• _YOUR TASK_
Of the lines below, how many hold the string "this"? Give only the number.

(Source records)
.....

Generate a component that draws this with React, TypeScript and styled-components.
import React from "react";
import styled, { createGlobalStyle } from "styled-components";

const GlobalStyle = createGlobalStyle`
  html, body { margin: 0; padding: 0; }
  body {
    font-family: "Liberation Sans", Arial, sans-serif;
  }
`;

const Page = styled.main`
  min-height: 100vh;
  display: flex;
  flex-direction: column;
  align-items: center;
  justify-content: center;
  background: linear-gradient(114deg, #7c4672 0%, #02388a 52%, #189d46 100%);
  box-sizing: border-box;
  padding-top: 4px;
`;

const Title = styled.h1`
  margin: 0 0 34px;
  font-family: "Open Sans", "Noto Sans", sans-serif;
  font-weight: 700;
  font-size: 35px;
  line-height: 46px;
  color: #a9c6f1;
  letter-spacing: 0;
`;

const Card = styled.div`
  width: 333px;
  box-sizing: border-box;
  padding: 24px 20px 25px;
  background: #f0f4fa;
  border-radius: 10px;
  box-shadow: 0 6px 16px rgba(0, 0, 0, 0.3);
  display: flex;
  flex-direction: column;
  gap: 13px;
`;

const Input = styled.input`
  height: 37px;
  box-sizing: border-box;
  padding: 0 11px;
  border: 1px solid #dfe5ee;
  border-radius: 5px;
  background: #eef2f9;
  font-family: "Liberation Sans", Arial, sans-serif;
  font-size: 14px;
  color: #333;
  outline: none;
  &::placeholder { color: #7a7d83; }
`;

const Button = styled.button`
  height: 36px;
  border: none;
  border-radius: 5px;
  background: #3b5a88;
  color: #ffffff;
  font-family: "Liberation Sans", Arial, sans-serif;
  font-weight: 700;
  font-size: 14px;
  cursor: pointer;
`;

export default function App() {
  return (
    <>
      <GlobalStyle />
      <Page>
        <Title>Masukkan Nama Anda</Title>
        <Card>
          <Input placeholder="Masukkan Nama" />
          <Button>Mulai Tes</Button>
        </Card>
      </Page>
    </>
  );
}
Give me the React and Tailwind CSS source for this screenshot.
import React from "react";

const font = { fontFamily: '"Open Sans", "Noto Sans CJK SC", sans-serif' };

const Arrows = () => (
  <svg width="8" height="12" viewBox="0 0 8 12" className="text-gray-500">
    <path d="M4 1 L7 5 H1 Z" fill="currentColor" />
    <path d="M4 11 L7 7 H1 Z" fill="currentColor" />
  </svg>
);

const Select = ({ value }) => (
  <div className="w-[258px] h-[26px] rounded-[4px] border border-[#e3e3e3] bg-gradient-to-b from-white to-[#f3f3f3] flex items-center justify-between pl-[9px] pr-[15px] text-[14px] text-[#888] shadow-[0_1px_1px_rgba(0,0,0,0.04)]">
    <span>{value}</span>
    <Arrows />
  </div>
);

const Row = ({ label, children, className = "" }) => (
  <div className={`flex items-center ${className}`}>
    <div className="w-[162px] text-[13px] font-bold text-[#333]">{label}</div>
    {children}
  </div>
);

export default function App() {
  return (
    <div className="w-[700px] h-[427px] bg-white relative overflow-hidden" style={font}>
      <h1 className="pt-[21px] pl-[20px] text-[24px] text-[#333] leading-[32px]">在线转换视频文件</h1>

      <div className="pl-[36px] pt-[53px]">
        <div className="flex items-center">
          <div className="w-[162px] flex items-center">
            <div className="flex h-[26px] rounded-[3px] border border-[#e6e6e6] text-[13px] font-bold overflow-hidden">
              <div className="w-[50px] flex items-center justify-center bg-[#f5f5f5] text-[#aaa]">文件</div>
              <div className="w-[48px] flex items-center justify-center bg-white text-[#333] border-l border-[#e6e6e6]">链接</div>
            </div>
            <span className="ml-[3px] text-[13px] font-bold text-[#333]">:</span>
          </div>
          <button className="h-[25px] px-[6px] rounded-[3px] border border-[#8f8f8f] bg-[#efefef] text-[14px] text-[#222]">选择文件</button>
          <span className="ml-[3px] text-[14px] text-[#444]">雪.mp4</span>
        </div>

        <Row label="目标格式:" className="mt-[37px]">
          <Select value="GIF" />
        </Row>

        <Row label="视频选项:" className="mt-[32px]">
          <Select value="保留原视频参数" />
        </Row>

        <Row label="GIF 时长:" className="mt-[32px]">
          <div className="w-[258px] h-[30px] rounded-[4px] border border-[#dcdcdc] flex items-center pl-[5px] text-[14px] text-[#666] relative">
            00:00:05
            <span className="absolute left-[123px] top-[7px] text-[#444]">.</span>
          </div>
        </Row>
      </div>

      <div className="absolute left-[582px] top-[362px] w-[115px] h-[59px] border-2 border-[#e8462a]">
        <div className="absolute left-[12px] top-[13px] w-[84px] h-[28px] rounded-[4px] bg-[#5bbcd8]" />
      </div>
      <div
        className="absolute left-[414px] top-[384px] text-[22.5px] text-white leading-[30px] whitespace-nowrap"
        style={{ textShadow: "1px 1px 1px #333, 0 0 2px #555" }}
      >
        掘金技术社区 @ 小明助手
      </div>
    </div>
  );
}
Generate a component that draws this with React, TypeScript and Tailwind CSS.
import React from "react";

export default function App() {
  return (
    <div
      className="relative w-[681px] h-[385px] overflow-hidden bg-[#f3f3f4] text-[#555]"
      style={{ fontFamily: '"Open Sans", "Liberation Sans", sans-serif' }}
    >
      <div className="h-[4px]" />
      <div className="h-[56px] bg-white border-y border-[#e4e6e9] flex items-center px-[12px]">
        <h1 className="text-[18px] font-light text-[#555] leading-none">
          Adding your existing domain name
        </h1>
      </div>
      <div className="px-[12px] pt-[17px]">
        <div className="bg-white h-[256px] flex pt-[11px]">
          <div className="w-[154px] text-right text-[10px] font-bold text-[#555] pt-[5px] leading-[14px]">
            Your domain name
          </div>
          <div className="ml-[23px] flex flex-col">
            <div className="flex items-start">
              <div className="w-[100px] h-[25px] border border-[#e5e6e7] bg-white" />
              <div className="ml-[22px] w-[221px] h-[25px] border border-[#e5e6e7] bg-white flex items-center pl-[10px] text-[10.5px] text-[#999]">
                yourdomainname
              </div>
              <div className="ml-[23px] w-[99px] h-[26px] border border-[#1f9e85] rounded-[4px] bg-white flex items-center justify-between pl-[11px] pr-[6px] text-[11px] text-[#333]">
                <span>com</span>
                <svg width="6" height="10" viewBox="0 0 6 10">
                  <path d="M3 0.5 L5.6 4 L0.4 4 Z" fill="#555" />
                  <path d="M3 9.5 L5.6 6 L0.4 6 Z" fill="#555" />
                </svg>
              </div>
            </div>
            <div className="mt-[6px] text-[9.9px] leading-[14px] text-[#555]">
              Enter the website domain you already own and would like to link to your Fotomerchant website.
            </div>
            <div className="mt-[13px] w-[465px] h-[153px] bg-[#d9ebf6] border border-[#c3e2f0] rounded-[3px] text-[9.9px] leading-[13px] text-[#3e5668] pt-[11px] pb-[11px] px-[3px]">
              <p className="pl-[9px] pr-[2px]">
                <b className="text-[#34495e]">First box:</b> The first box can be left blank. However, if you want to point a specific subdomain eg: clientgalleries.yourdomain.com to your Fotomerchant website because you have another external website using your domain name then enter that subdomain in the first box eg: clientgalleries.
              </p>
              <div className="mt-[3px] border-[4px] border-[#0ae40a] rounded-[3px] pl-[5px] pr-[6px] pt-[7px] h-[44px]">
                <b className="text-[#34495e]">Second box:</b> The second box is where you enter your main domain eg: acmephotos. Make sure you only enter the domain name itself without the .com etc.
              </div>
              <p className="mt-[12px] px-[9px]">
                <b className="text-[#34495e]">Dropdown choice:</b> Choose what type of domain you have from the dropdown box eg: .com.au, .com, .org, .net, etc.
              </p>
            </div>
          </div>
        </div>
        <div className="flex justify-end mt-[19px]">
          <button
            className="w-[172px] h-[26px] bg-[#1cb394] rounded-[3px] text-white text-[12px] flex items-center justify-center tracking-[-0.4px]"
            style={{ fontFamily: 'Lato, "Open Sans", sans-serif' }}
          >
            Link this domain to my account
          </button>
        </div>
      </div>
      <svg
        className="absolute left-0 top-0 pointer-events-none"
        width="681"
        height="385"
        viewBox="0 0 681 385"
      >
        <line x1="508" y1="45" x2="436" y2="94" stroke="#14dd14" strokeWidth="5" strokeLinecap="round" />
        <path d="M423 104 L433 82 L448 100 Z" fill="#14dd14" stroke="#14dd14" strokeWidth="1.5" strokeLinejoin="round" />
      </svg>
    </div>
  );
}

.....

• _RESPONSE TO THE TASK_
4